Evening riyaaz starts at 6.30 sharp: the first syllable of Sa emerges from the pakhawaj and circles the ceiling fans like a radio kite. Mondays are dhrupad, Tuesdays thumri-dadra; but Fridays are open dais, when Ruby Das, a burqa-clad qawwali-bani vocalist, trades voice throws with a fourth-generation baul boy from Shantiniketan, while the tabla-dayaan hums like train wheels. Overhead, moths cast shadows that change raag with every clap. The only rule is absolute silence while the tanpura is being tuned; a sign at the doorway says “Swar hi Bandhan, Swar hi Mukti.”
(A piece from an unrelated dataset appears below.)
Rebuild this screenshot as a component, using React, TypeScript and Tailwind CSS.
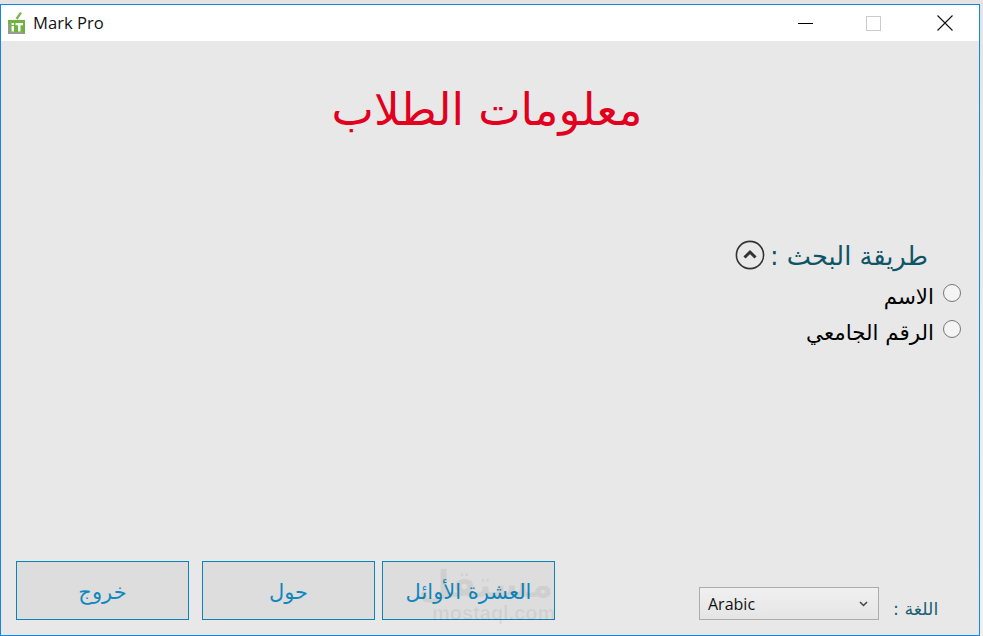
export default function App() {
  const arabic = "font-['Segoe_UI','DejaVu_Sans',sans-serif]";
  const btn = `flex h-[59px] w-[173px] items-center justify-center border border-[#0a84b8] bg-[#dddddd] pt-[4px] text-[21px] leading-none text-[#1088bf] ${arabic}`;
  return (
    <div className="h-[636px] w-[983px] overflow-hidden bg-gradient-to-b from-[#e4e4e4] to-[#f0f0f0] pt-[4px]">
      <div className="flex h-[632px] w-[980px] flex-col border border-[#1585e6] bg-[#e8e8e8] font-['Open_Sans',sans-serif]">
        <header className="flex h-[36px] shrink-0 items-center bg-white pl-[7px]">
          <svg width="17" height="22" viewBox="0 0 17 22" className="-mt-[1px]">
            <path d="M8.5 7 L13 0.5" stroke="#7ab648" strokeWidth="2.2" />
            <rect x="0" y="8" width="17" height="14" fill="#6fb43f" />
            <rect x="0" y="12" width="2" height="10" fill="#9a9a9a" />
            <rect x="2" y="20" width="13" height="2" fill="#9a9a9a" />
            <rect x="3.5" y="14" width="2.5" height="5.5" fill="#fff" />
            <rect x="3.5" y="11" width="2.5" height="2" fill="#fff" />
            <path d="M7.5 11 H15 V13.2 H12.5 V19.5 H10 V13.2 H7.5 Z" fill="#fff" />
          </svg>
          <span className="ml-[8px] mt-[1px] font-['Open_Sans',sans-serif] text-[16.6px] text-[#111]">Mark Pro</span>
          <div className="ml-auto flex items-center">
            <div className="h-[1px] w-[15px] bg-black" />
            <div className="ml-[53px] h-[15px] w-[15px] border border-[#cccccc]" />
            <svg width="16" height="16" viewBox="0 0 16 16" className="ml-[56px] mr-[26px]">
              <path d="M0.5 0.5 L15.5 15.5 M15.5 0.5 L0.5 15.5" stroke="#111" strokeWidth="1.1" />
            </svg>
          </div>
        </header>
        <main dir="rtl" className="flex flex-1 flex-col">
          <h1 className={`mt-[41px] pr-[6px] text-center text-[45px] leading-[56px] text-[#e2001f] ${arabic}`}>معلومات الطلاب</h1>
          <section className="mt-[102px] flex flex-col pr-[51px]">
            <div className={`flex items-center gap-[5px] text-[25.7px] leading-[32px] text-[#0f5566] ${arabic}`}>
              <span>طريقة البحث :</span>
              <svg width="30" height="30" viewBox="0 0 30 30" className="-mt-[3px]">
                <circle cx="15" cy="15" r="13.6" fill="none" stroke="#333" strokeWidth="1.6" />
                <path d="M9.5 17.5 L15 12 L20.5 17.5" fill="none" stroke="#333" strokeWidth="3" />
              </svg>
            </div>
            <div className={`-mr-[33px] mt-[11px] flex items-center gap-[9px] text-[21.4px] leading-[28px] text-black ${arabic}`}>
              <span className="-mt-[9px] h-[18px] w-[18px] rounded-full border border-[#777] bg-[#f4f4f4]" />
              <span>الاسم</span>
            </div>
            <div className={`-mr-[33px] mt-[8px] flex items-center gap-[9px] text-[21.4px] leading-[28px] text-black ${arabic}`}>
              <span className="-mt-[9px] h-[18px] w-[18px] rounded-full border border-[#777] bg-[#f4f4f4]" />
              <span>الرقم الجامعي</span>
            </div>
          </section>
          <footer dir="ltr" className="mt-auto mb-[15px] flex items-end pl-[15px]">
            <button className={btn}>خروج</button>
            <button className={`${btn} ml-[13px]`}>حول</button>
            <button className={`${btn} relative ml-[7px]`}>
              العشرة الأوائل
              <span aria-hidden className="pointer-events-none absolute inset-0 text-[#000]/[0.06]">
                <span className={`absolute left-[35px] top-[-2px] text-[37px] font-bold leading-[50px] ${arabic}`}>مستقل</span>
                <span className="absolute left-[49px] top-[41px] font-['Liberation_Sans',sans-serif] text-[20px] font-bold leading-[20px]">mostaql.com</span>
              </span>
            </button>
            <div className="ml-[144px] flex h-[33px] w-[180px] items-center justify-between border border-[#acacac] bg-gradient-to-b from-[#f0f0f0] to-[#e5e5e5] pl-[8px] pr-[10px] pt-[1px] font-['Open_Sans',sans-serif] text-[16px] text-[#111]">
              <span>Arabic</span>
              <svg width="9" height="6" viewBox="0 0 9 6">
                <path d="M1 1 L4.5 4.5 L8 1" fill="none" stroke="#444" strokeWidth="1.5" />
              </svg>
            </div>
            <span className={`ml-[14px] mb-[-1px] text-[17.5px] leading-[24px] text-[#1e5f73] ${arabic}`}>: اللغة</span>
          </footer>
        </main>
      </div>
    </div>
  );
}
Upstairs, three modest lodging rooms let touring Bengali teens store veena and tanpuri in case someone misses the late-night Shovabazar metro. Hindu, Muslim, Manowari, Chinese and Japanese students share the same meals on banana leaf, cracking jokes in pidgin Banglo-Japanese. Once every three months they hold an open baithak in the backyard mango grove; passers-by are given small leaf-bowls of mishti doi and asked to suggest the next alaap like 19th-century drunk scholars. Visitors leave carrying the echo of jatiswaram patterns, a faint tickle of resin on their fingertips, and the unspoken promise that the drone of C# will not fade before the next kal, whenever they next pass through the city.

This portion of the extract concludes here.